→ **Stored data**:

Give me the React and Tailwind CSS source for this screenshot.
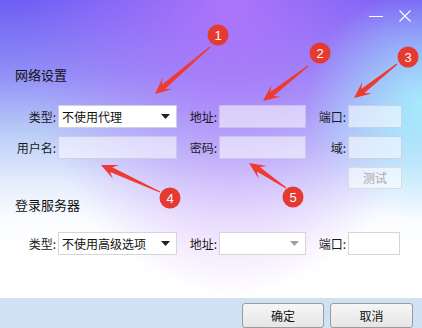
import React from 'react';

const font = { fontFamily: '"Microsoft YaHei", "Noto Sans CJK SC", "Noto Sans", sans-serif' };

// arrow polygon from tail to tip, widening toward the head
const arrowPoints = (x1, y1, x2, y2) => {
  const len = Math.hypot(x2 - x1, y2 - y1);
  const dx = (x2 - x1) / len;
  const dy = (y2 - y1) / len;
  const nx = -dy;
  const ny = dx;
  const H = 15;
  const W = 7.5;
  const w = 2.6;
  const neck = [x2 - dx * H * 0.75, y2 - dy * H * 0.75];
  const barb = [x2 - dx * H * 1.1, y2 - dy * H * 1.1];
  const pts = [
    [x1 + nx * 0.6, y1 + ny * 0.6],
    [neck[0] + nx * w, neck[1] + ny * w],
    [barb[0] + nx * W, barb[1] + ny * W],
    [x2, y2],
    [barb[0] - nx * W, barb[1] - ny * W],
    [neck[0] - nx * w, neck[1] - ny * w],
    [x1 - nx * 0.6, y1 - ny * 0.6],
  ];
  return pts.map((p) => p.map((v) => v.toFixed(1)).join(',')).join(' ');
};

const marks = [
  { n: 1, cx: 218, cy: 35, arrow: [210, 47, 155, 94] },
  { n: 2, cx: 320, cy: 53, arrow: [308, 66, 263, 101] },
  { n: 3, cx: 408, cy: 57, arrow: [397, 64, 354, 98] },
  { n: 4, cx: 170, cy: 198, arrow: [160, 192, 101, 165] },
  { n: 5, cx: 293, cy: 197, arrow: [286, 188, 249, 163] },
];

const Caret = ({ gray }) => (
  <svg width="9" height="5" viewBox="0 0 9 5">
    <path d="M0 0h9L4.5 5z" fill={gray ? '#a0a0a0' : '#222'} />
  </svg>
);

const Label = ({ children, w }) => (
  <span className={`${w} text-right text-[12px] text-[#1a1a1a] pr-[2px]`}>{children}</span>
);

const Glass = ({ w }) => (
  <div className={`${w} h-[23px] border border-[rgba(170,175,205,0.45)] bg-[rgba(255,255,255,0.55)]`} />
);

const Select = ({ w, text, gray, white }) => (
  <div
    className={`${w} h-[23px] flex items-center justify-between pl-[3px] pr-[6px] border ${
      white ? 'border-[#d6d6d6] bg-white' : 'border-[#cfd0dc] bg-white'
    }`}
  >
    <span className="text-[12px] text-[#111]">{text}</span>
    <Caret gray={gray} />
  </div>
);

export default function App() {
  return (
    <div
      className="relative w-[422px] h-[328px] overflow-hidden flex flex-col bg-[radial-gradient(circle_at_100%_32%,rgba(165,238,252,0.95)_0,rgba(165,238,252,0)_115px),radial-gradient(ellipse_at_55%_0%,rgba(176,118,250,0.95)_0,rgba(176,118,250,0)_210px),linear-gradient(180deg,#6e5ef4_0%,#8f8ef6_22%,#b9cbf8_40%,#e6eefd_56%,#f8fbff_66%,#ffffff_75%)]"
      style={font}
    >
      {/* title bar */}
      <div className="h-[32px] flex items-center justify-end gap-[16px] pr-[11px]">
        <div className="w-[14px] h-[1px] bg-white" />
        <svg width="12" height="12" viewBox="0 0 12 12">
          <path d="M0.5 0.5l11 11M11.5 0.5l-11 11" stroke="#fff" strokeWidth="1.1" />
        </svg>
      </div>

      <div className="flex-1 flex flex-col">
        <div className="mt-[35px] pl-[15px] h-[16px] leading-[16px] text-[13px] text-[#111]">网络设置</div>

        <div className="mt-[22px] flex items-center">
          <Label w="w-[58px]">类型:</Label>
          <Select w="w-[119px]" text="不使用代理" />
          <Label w="w-[42px]">地址:</Label>
          <Glass w="w-[87px]" />
          <Label w="w-[42px]">端口:</Label>
          <Glass w="w-[54px]" />
        </div>

        <div className="mt-[8px] flex items-center">
          <Label w="w-[58px]">用户名:</Label>
          <Glass w="w-[119px]" />
          <Label w="w-[42px]">密码:</Label>
          <Glass w="w-[87px]" />
          <Label w="w-[42px]">域:</Label>
          <Glass w="w-[54px]" />
        </div>

        <div className="mt-[8px] pl-[348px]">
          <div className="w-[54px] h-[22px] flex items-center justify-center border border-[#d9dbe0] rounded-[2px] bg-[rgba(255,255,255,0.6)] text-[12px] text-[#a8a8a8]">
            测试
          </div>
        </div>

        <div className="mt-[8px] pl-[15px] h-[16px] leading-[16px] text-[13px] text-[#111]">登录服务器</div>

        <div className="mt-[19px] flex items-center">
          <Label w="w-[58px]">类型:</Label>
          <Select w="w-[119px]" text="不使用高级选项" white />
          <Label w="w-[42px]">地址:</Label>
          <Select w="w-[87px]" text="" gray white />
          <Label w="w-[42px]">端口:</Label>
          <div className="w-[52px] h-[23px] border border-[#d6d6d6] bg-white" />
        </div>
      </div>

      {/* footer */}
      <div className="h-[30px] bg-[#cfe1f2] flex items-start justify-end gap-[6px] pr-[9px] pt-[5px]">
        <button className="w-[82px] h-[25px] border border-[#9c9c9c] rounded-[3px] bg-[linear-gradient(180deg,#f6f6f6,#e6e6e6)] text-[12px] text-[#111]">
          确定
        </button>
        <button className="w-[83px] h-[25px] border border-[#9c9c9c] rounded-[3px] bg-[linear-gradient(180deg,#f6f6f6,#e6e6e6)] text-[12px] text-[#111]">
          取消
        </button>
      </div>

      {/* annotation overlay */}
      <svg className="absolute inset-0 pointer-events-none" width="422" height="328" viewBox="0 0 422 328">
        {marks.map((m) => (
          <polygon key={`a${m.n}`} points={arrowPoints(...m.arrow)} fill="#ee3b32" />
        ))}
        {marks.map((m) => (
          <g key={`c${m.n}`}>
            <circle cx={m.cx} cy={m.cy} r="10.5" fill="#e63a30" />
            <text
              x={m.cx}
              y={m.cy + 4.5}
              textAnchor="middle"
              fontSize="13"
              fill="#fff"
              style={{ fontFamily: '"Liberation Sans", Arial, sans-serif' }}
            >
              {m.n}
            </text>
          </g>
        ))}
      </svg>
    </div>
  );
}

→ **Requirements**: Leave out the pictures and output the rest of the material exactly as written.

→ **Solution to the exercise**:
Give me the React and Tailwind CSS source for this screenshot.
import React from 'react';

const font = { fontFamily: '"Microsoft YaHei", "Noto Sans CJK SC", "Noto Sans", sans-serif' };

// arrow polygon from tail to tip, widening toward the head
const arrowPoints = (x1, y1, x2, y2) => {
  const len = Math.hypot(x2 - x1, y2 - y1);
  const dx = (x2 - x1) / len;
  const dy = (y2 - y1) / len;
  const nx = -dy;
  const ny = dx;
  const H = 15;
  const W = 7.5;
  const w = 2.6;
  const neck = [x2 - dx * H * 0.75, y2 - dy * H * 0.75];
  const barb = [x2 - dx * H * 1.1, y2 - dy * H * 1.1];
  const pts = [
    [x1 + nx * 0.6, y1 + ny * 0.6],
    [neck[0] + nx * w, neck[1] + ny * w],
    [barb[0] + nx * W, barb[1] + ny * W],
    [x2, y2],
    [barb[0] - nx * W, barb[1] - ny * W],
    [neck[0] - nx * w, neck[1] - ny * w],
    [x1 - nx * 0.6, y1 - ny * 0.6],
  ];
  return pts.map((p) => p.map((v) => v.toFixed(1)).join(',')).join(' ');
};

const marks = [
  { n: 1, cx: 218, cy: 35, arrow: [210, 47, 155, 94] },
  { n: 2, cx: 320, cy: 53, arrow: [308, 66, 263, 101] },
  { n: 3, cx: 408, cy: 57, arrow: [397, 64, 354, 98] },
  { n: 4, cx: 170, cy: 198, arrow: [160, 192, 101, 165] },
  { n: 5, cx: 293, cy: 197, arrow: [286, 188, 249, 163] },
];

const Caret = ({ gray }) => (
  <svg width="9" height="5" viewBox="0 0 9 5">
    <path d="M0 0h9L4.5 5z" fill={gray ? '#a0a0a0' : '#222'} />
  </svg>
);

const Label = ({ children, w }) => (
  <span className={`${w} text-right text-[12px] text-[#1a1a1a] pr-[2px]`}>{children}</span>
);

const Glass = ({ w }) => (
  <div className={`${w} h-[23px] border border-[rgba(170,175,205,0.45)] bg-[rgba(255,255,255,0.55)]`} />
);

const Select = ({ w, text, gray, white }) => (
  <div
    className={`${w} h-[23px] flex items-center justify-between pl-[3px] pr-[6px] border ${
      white ? 'border-[#d6d6d6] bg-white' : 'border-[#cfd0dc] bg-white'
    }`}
  >
    <span className="text-[12px] text-[#111]">{text}</span>
    <Caret gray={gray} />
  </div>
);

export default function App() {
  return (
    <div
      className="relative w-[422px] h-[328px] overflow-hidden flex flex-col bg-[radial-gradient(circle_at_100%_32%,rgba(165,238,252,0.95)_0,rgba(165,238,252,0)_115px),radial-gradient(ellipse_at_55%_0%,rgba(176,118,250,0.95)_0,rgba(176,118,250,0)_210px),linear-gradient(180deg,#6e5ef4_0%,#8f8ef6_22%,#b9cbf8_40%,#e6eefd_56%,#f8fbff_66%,#ffffff_75%)]"
      style={font}
    >
      {/* title bar */}
      <div className="h-[32px] flex items-center justify-end gap-[16px] pr-[11px]">
        <div className="w-[14px] h-[1px] bg-white" />
        <svg width="12" height="12" viewBox="0 0 12 12">
          <path d="M0.5 0.5l11 11M11.5 0.5l-11 11" stroke="#fff" strokeWidth="1.1" />
        </svg>
      </div>

      <div className="flex-1 flex flex-col">
        <div className="mt-[35px] pl-[15px] h-[16px] leading-[16px] text-[13px] text-[#111]">网络设置</div>

        <div className="mt-[22px] flex items-center">
          <Label w="w-[58px]">类型:</Label>
          <Select w="w-[119px]" text="不使用代理" />
          <Label w="w-[42px]">地址:</Label>
          <Glass w="w-[87px]" />
          <Label w="w-[42px]">端口:</Label>
          <Glass w="w-[54px]" />
        </div>

        <div className="mt-[8px] flex items-center">
          <Label w="w-[58px]">用户名:</Label>
          <Glass w="w-[119px]" />
          <Label w="w-[42px]">密码:</Label>
          <Glass w="w-[87px]" />
          <Label w="w-[42px]">域:</Label>
          <Glass w="w-[54px]" />
        </div>

        <div className="mt-[8px] pl-[348px]">
          <div className="w-[54px] h-[22px] flex items-center justify-center border border-[#d9dbe0] rounded-[2px] bg-[rgba(255,255,255,0.6)] text-[12px] text-[#a8a8a8]">
            测试
          </div>
        </div>

        <div className="mt-[8px] pl-[15px] h-[16px] leading-[16px] text-[13px] text-[#111]">登录服务器</div>

        <div className="mt-[19px] flex items-center">
          <Label w="w-[58px]">类型:</Label>
          <Select w="w-[119px]" text="不使用高级选项" white />
          <Label w="w-[42px]">地址:</Label>
          <Select w="w-[87px]" text="" gray white />
          <Label w="w-[42px]">端口:</Label>
          <div className="w-[52px] h-[23px] border border-[#d6d6d6] bg-white" />
        </div>
      </div>

      {/* footer */}
      <div className="h-[30px] bg-[#cfe1f2] flex items-start justify-end gap-[6px] pr-[9px] pt-[5px]">
        <button className="w-[82px] h-[25px] border border-[#9c9c9c] rounded-[3px] bg-[linear-gradient(180deg,#f6f6f6,#e6e6e6)] text-[12px] text-[#111]">
          确定
        </button>
        <button className="w-[83px] h-[25px] border border-[#9c9c9c] rounded-[3px] bg-[linear-gradient(180deg,#f6f6f6,#e6e6e6)] text-[12px] text-[#111]">
          取消
        </button>
      </div>

      {/* annotation overlay */}
      <svg className="absolute inset-0 pointer-events-none" width="422" height="328" viewBox="0 0 422 328">
        {marks.map((m) => (
          <polygon key={`a${m.n}`} points={arrowPoints(...m.arrow)} fill="#ee3b32" />
        ))}
        {marks.map((m) => (
          <g key={`c${m.n}`}>
            <circle cx={m.cx} cy={m.cy} r="10.5" fill="#e63a30" />
            <text
              x={m.cx}
              y={m.cy + 4.5}
              textAnchor="middle"
              fontSize="13"
              fill="#fff"
              style={{ fontFamily: '"Liberation Sans", Arial, sans-serif' }}
            >
              {m.n}
            </text>
          </g>
        ))}
      </svg>
    </div>
  );
}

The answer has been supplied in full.